同じ処理でも、データの数を少なくして、n=100の場合だとこれほど大きな差にはなりません。
cnt=95
setの処理時間: 0.0008 sec
cnt=108
listの処理時間: 0.0016 sec
一つのsetに対して繰り返し、検索を行う場合に高速になります。
次のプログラムは、データはlistで保存していて、検索するときに、setに変換しています。
一つのsetに対して一回しか検索していません。
def check_values(values: list):
start = time.time()
cnt = 0
for i in range(1000):
x = random.randint(0, n * 10)
if x in set(values): #←listからsetを作って検索している
cnt += 1
print(f'{cnt=}')
end = time.time()
print(f'set: {end - start:0.5f} sec')
これは、非常に遅くなります。実行してみると、終わりません。
理由は、set(values)
でlistからsetを作るときに、データ全体を読み取っているので、list全体を検索する以上の処理時間がかかるからです。
setは、あらかじめ検索が高速になるように工夫をしてデータを保存しているから高速に検索ができるのです。
setのデメリット
デメリットとしては、次のような点が挙げられます。
順序がない
set型は、要素の順序がないので、インデックスを指定して要素を取り出すことができません。
そのため、要素を取り出す際には、for文を使って要素をひとつづつ取り出す事はできますが、取り出す順番を指定したり、特定の順番のものを取り出すことはできません。

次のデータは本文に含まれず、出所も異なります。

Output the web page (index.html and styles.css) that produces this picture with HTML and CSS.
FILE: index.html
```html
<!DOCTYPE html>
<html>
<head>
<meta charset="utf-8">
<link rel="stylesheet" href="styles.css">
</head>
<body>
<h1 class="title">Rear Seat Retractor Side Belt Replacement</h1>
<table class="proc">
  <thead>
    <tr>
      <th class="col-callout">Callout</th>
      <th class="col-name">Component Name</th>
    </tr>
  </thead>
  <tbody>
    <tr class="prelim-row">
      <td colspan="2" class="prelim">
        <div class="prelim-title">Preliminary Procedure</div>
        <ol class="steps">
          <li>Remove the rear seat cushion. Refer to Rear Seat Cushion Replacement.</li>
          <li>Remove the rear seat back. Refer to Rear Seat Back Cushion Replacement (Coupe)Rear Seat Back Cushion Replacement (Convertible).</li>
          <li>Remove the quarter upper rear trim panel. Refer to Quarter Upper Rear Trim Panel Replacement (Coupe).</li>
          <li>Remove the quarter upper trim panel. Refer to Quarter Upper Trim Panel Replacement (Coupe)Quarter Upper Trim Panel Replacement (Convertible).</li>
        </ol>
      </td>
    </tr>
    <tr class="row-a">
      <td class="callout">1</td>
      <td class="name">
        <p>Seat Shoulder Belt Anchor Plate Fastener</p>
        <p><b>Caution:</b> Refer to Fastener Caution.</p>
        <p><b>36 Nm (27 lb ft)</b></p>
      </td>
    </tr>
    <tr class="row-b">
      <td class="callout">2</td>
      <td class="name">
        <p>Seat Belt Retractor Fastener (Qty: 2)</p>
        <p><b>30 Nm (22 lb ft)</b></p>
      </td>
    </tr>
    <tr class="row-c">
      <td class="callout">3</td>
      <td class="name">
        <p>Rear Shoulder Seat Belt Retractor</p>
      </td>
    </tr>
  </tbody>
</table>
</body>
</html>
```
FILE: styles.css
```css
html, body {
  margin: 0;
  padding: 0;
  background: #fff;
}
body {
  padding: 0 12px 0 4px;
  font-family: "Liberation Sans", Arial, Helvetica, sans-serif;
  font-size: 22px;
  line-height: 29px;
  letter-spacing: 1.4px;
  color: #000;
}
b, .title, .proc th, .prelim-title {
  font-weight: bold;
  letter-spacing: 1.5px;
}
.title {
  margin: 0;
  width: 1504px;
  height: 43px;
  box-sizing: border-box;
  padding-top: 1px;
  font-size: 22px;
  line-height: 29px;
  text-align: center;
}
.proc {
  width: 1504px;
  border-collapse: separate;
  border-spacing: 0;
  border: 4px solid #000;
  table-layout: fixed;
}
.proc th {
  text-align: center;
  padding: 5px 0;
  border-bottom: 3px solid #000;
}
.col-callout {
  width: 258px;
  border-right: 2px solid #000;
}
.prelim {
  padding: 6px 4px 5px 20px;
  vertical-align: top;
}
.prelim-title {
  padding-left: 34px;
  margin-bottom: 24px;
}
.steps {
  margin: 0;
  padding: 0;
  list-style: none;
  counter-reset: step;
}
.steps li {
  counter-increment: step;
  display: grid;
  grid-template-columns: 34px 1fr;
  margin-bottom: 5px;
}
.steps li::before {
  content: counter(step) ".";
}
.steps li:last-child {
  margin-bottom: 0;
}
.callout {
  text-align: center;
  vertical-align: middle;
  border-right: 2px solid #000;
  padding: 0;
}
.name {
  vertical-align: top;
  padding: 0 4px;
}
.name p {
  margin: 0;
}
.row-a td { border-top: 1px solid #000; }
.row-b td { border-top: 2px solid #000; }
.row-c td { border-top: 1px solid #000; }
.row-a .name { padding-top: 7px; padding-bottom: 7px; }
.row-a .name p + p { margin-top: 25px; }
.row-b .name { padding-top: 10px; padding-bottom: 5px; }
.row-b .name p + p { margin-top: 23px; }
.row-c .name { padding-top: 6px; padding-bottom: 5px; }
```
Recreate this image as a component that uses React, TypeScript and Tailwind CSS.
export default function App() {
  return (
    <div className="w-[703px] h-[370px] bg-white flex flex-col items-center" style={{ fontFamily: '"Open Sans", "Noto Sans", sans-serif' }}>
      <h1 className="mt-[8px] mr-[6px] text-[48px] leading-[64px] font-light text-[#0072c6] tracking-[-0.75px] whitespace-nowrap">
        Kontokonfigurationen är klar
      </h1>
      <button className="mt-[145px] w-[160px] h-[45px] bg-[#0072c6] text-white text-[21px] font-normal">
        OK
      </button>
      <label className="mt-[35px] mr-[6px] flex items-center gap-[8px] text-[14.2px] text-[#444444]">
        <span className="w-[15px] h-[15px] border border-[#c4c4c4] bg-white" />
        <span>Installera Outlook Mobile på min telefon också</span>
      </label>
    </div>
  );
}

そもそも、順序がないので、順番を指定することができません。
要素の変更ができない
set型は、要素の変更ができません。
listのように何番目の要素というような概念がないので、値を変更するということができません。
値を削除して、新しい値を追加することはできます。
まとめ
- set型は、重複しない要素を持つ集合を表すための型です。
- 順序のないデータを扱う場合に使います。
- listで代用してしまいがちですが、setが適切な部分にはsetを使いましょう。